Set exercise >>
Extract the lines that hold the string "TypeScript".
## START
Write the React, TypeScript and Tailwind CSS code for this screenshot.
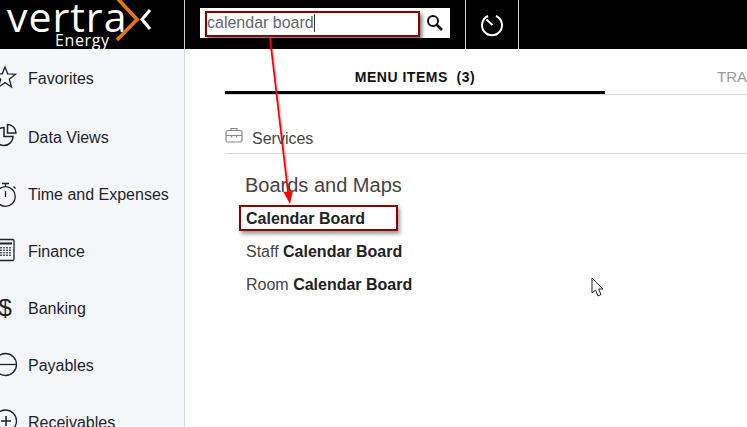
const sans = { fontFamily: '"Liberation Sans", Arial, sans-serif' };
const logoFont = { fontFamily: '"Open Sans", sans-serif' };

const menu = [
  { label: 'Favorites', icon: 'star' },
  { label: 'Data Views', icon: 'pie' },
  { label: 'Time and Expenses', icon: 'watch' },
  { label: 'Finance', icon: 'calc' },
  { label: 'Banking', icon: 'dollar' },
  { label: 'Payables', icon: 'minus' },
  { label: 'Receivables', icon: 'plus' },
];

function NavIcon({ name }: { name: string }) {
  return (
    <svg width="24" height="26" viewBox="0 0 24 26" fill="none" stroke="#1b2430" strokeWidth="1.300" className="shrink-0 overflow-visible">
      {name === 'star' && <path d="M5 1l2.700 6.800 7.800.4-6.200 5 2.200 7.800-6.500-4.400-6.500 4.400 2.200-7.800-6.200-5 7.800-.4z" />}
      {name === 'pie' && (
        <>
          <path d="M4 2.500a9 9 0 1 0 9 9H4z" strokeWidth="1.500" />
          <path d="M7.500 -0.500a8.500 8.500 0 0 1 8.500 8.500h-8.500z" strokeWidth="1.500" />
        </>
      )}
      {name === 'watch' && (
        <>
          <circle cx="5.500" cy="14.500" r="9.800" />
          <path d="M5.500 9v6M2 1.500h7M5.500 1.500v3.500M13.500 4.500l2 2" />
        </>
      )}
      {name === 'calc' && (
        <>
          <rect x="-4" y="0.500" width="18" height="21" rx="1.500" />
          <path d="M-2 4.500h14" strokeWidth="2" />
          <path d="M1 8v10M4 8v10M7 8v10M10 8v10" strokeDasharray="1.500 1" strokeWidth="1.500" />
        </>
      )}
      {name === 'minus' && (
        <>
          <circle cx="5.500" cy="11.500" r="11" />
          <path d="M-1 11.500h18" />
        </>
      )}
      {name === 'plus' && (
        <>
          <circle cx="5.500" cy="11" r="11" />
          <path d="M1 11h10M6 6v10" strokeWidth="1.600" />
        </>
      )}
      {name === 'dollar' && (
        <text x="-1.500" y="19.500" fontSize="24" fill="#1b2430" stroke="none" style={sans}>$</text>
      )}
    </svg>
  );
}

function Logo() {
  return (
    <div className="relative w-[184px] h-full shrink-0 border-r border-[#d0d0d0] box-content">
      <div className="flex flex-col items-start pl-[7px] pt-[2px]">
        <span className="text-[41px] leading-[28px] font-medium text-white tracking-[1px]" style={logoFont}>
          vertra
        </span>
        <span className="ml-[48px] mt-[1px] text-[16px] leading-[18px] font-medium text-white tracking-[0.6px]" style={logoFont}>
          Energy
        </span>
      </div>
      <svg width="44" height="42" viewBox="0 0 44 42" className="absolute left-[110px] top-0">
        <path d="M8 -1L27 19.500L7 40" fill="none" stroke="#e87511" strokeWidth="3.600" />
        <path d="M40 10L32 19.500L40 29" fill="none" stroke="#fff" strokeWidth="3.200" />
      </svg>
    </div>
  );
}

export default function App() {
  return (
    <div className="relative w-[747px] h-[427px] overflow-hidden bg-white" style={sans}>
      <header className="flex h-[49px] bg-black">
        <Logo />
        <div className="flex items-start pt-[8px] pl-[15px] w-[280px] shrink-0">
          <div className="flex items-center justify-between w-[250px] h-[30px] bg-white pl-[7px] pr-[5px]">
            <span className="text-[16px] text-[#5f6672] border-r border-[#333] leading-[18px] mt-[-1px]">calendar board</span>
            <svg width="20" height="20" viewBox="0 0 20 20" fill="none" stroke="#111">
              <circle cx="8" cy="8" r="5" strokeWidth="2" />
              <path d="M11.500 11.500L17 17" strokeWidth="2.600" />
            </svg>
          </div>
        </div>
        <div className="flex items-center justify-center w-[54px] h-full border-x border-[#d0d0d0] shrink-0">
          <svg width="24" height="24" viewBox="0 0 24 24" fill="none" stroke="#fff" strokeWidth="2">
            <path d="M8 3a10 10 0 1 0 8 0" />
            <path d="M6.500 6.500l6 5.500" />
          </svg>
        </div>
      </header>

      <div className="flex h-[378px]">
        <nav className="w-[185px] shrink-0 bg-[#f5f6f8] border-r border-[#d5d7da] flex flex-col pt-[17px] gap-[31px] overflow-hidden">
          {menu.map((item, i) => (
            <div key={item.label} className={i === 0 ? 'flex items-center h-[26px] text-[16px] text-[#1b2430] mb-[2px]' : 'flex items-center h-[26px] text-[16px] text-[#1b2430]'}>
              <NavIcon name={item.icon} />
              <span className="ml-[4px]">{item.label}</span>
            </div>
          ))}
        </nav>

        <main className="flex-1 pl-[40px] min-w-0">
          <div className="flex h-[46px] border-b border-[#d5d5d5] w-[600px]">
            <div className="w-[380px] shrink-0 h-[45px] border-b-[3px] border-black flex items-center justify-center pt-[14px] text-[14px] font-bold text-[#111] tracking-[0.5px] whitespace-pre">
              MENU ITEMS  (3)
            </div>
            <div className="flex-1 flex items-center pl-[112px] pt-[12px] text-[15px] text-[#999]">
              <span className="whitespace-nowrap">TRANSACTIONS</span>
            </div>
          </div>

          <div className="flex items-center h-[59px] pt-[30px] border-b border-[#d5d5d5] text-[16px] text-[#444] w-[600px]">
            <svg width="18" height="16" viewBox="0 0 18 16" fill="none" stroke="#888" strokeWidth="1.200" className="mt-[-8px]">
              <rect x="1" y="3.500" width="16" height="11.500" rx="1.500" />
              <path d="M6 3.500V1.500h6v2M1 8.500h16M6.500 8.500v2M11.500 8.500v2" />
            </svg>
            <span className="ml-[9px]">Services</span>
          </div>

          <div className="pl-[20px] pt-[19px]">
            <div className="text-[20px] leading-[24px] text-[#444]">Boards and Maps</div>
            <ul className="mt-[5px] text-[16px] leading-[33px] text-[#444] pl-[1px]">
              <li className="font-bold text-[#222]">Calendar Board</li>
              <li>Staff <b className="text-[#222]">Calendar Board</b></li>
              <li>Room <b className="text-[#222]">Calendar Board</b></li>
            </ul>
          </div>
        </main>
      </div>

      {/* callouts drawn over the page */}
      <div className="absolute left-[205px] top-[11px] w-[215px] h-[26px] border-[2px] border-[#8b0000] shadow-[2px_3px_4px_rgba(0,0,0,0.55)]" />
      <div className="absolute left-[239px] top-[205px] w-[159px] h-[26px] border-[2px] border-[#8b0000] shadow-[2px_3px_4px_rgba(0,0,0,0.4)]" />
      <svg width="747" height="427" className="absolute inset-0 pointer-events-none">
        <path d="M271.500 38L289.500 192" stroke="#000" strokeOpacity="0.18" strokeWidth="2" />
        <path d="M270 38L288 192" stroke="#ff0000" strokeWidth="1.800" />
        <path d="M283.500 192L293 191L290 204z" fill="#ff0000" />
      </svg>

      {/* mouse pointer */}
      <svg width="14" height="20" viewBox="0 0 14 20" className="absolute left-[591px] top-[277px]" fill="#fff" stroke="#222" strokeWidth="1">
        <path d="M1 1v15l3.500-3 2.500 6 3-1.500-2.500-5.500h4.500z" />
      </svg>
    </div>
  );
}
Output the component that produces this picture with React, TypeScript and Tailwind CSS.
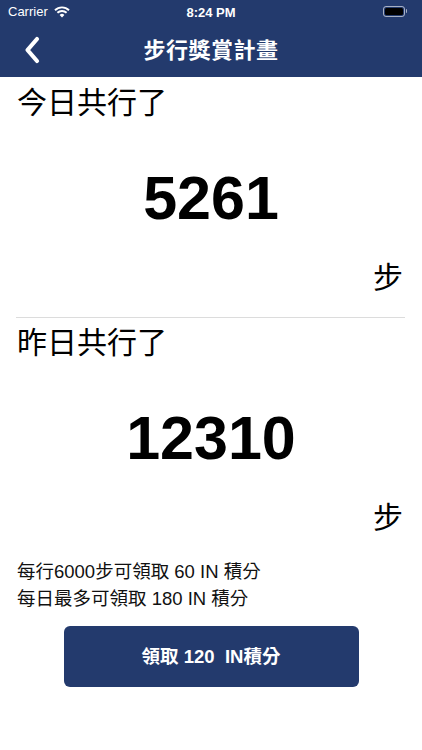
import React from 'react';

const font = { fontFamily: '"Liberation Sans", "Noto Sans CJK TC", sans-serif' };

function StatusBar() {
  return (
    <div className="relative flex h-[22px] items-center px-2 text-[13px] text-white">
      <span className="mt-[1px]">Carrier</span>
      <svg className="ml-[6px] mt-[1px]" width="16" height="12" viewBox="0 0 16 12">
        <path d="M8 11.5 L5.6 9 A3.4 3.4 0 0 1 10.4 9 Z" fill="white" />
        <path d="M3.4 6.8 A6.6 6.6 0 0 1 12.6 6.8" stroke="white" strokeWidth="1.9" fill="none" />
        <path d="M1 4.2 A10 10 0 0 1 15 4.2" stroke="white" strokeWidth="1.9" fill="none" />
      </svg>
      <span className="absolute left-1/2 top-[3px] -translate-x-1/2 font-semibold">8:24 PM</span>
      <div className="ml-auto mr-[7px] flex items-center">
        <div className="h-[11px] w-[22px] rounded-[3px] border border-white/60 p-[1px]">
          <div className="h-full w-full rounded-[1.5px] bg-black" />
        </div>
        <div className="ml-[1px] h-[4px] w-[1.5px] rounded-r bg-white/60" />
      </div>
    </div>
  );
}

function DaySection({ label, steps }: { label: string; steps: string }) {
  return (
    <div>
      <div className="h-[34px] pl-[17px] text-[30px] leading-[34px] text-black">{label}</div>
      <div className="mt-[43px] h-[70px] text-center text-[61px] font-bold leading-[70px] text-black">
        {steps}
      </div>
      <div className="mt-[28px] h-[34px] pr-[19px] text-right text-[30px] leading-[34px] text-black">步</div>
    </div>
  );
}

export default function App() {
  return (
    <div className="min-h-[750px] w-full bg-white" style={font}>
      <header className="h-[77px] bg-[#233a6d]">
        <StatusBar />
        <div className="relative flex h-[55px] items-center justify-center">
          <button className="absolute left-[22px] top-[14px] p-0">
            <svg width="20" height="28" viewBox="0 0 20 28">
              <path d="M15 3 L5.5 14 L15 25" stroke="white" strokeWidth="4.2" strokeLinecap="round" strokeLinejoin="round" fill="none" />
            </svg>
          </button>
          <h1 className="mt-[2px] text-[22px] font-bold tracking-[0.5px] text-white">步行獎賞計畫</h1>
        </div>
      </header>

      <div className="pt-[9px]">
        <DaySection label="今日共行了" steps="5261" />
        <div className="ml-4 mr-[17px] mt-[22px] h-px bg-[#dcdcdc]" />
        <div className="pt-[8px]">
          <DaySection label="昨日共行了" steps="12310" />
        </div>

        <div className="mt-[23px] pl-[17px] text-[18.5px] leading-[27px] text-[#111]">
          <p>每行6000步可領取 60 IN 積分</p>
          <p>每日最多可領取 180 IN 積分</p>
        </div>

        <div className="mt-[14px] flex justify-center">
          <button className="flex h-[61px] w-[295px] items-center justify-center rounded-[6px] bg-[#233a6d] text-[18.5px] font-bold text-white">
            領取 120&nbsp; IN積分
          </button>
        </div>
      </div>
    </div>
  );
}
## END
Written answer >>
Write the React, TypeScript and Tailwind CSS code for this screenshot.
Output the component that produces this picture with React, TypeScript and Tailwind CSS.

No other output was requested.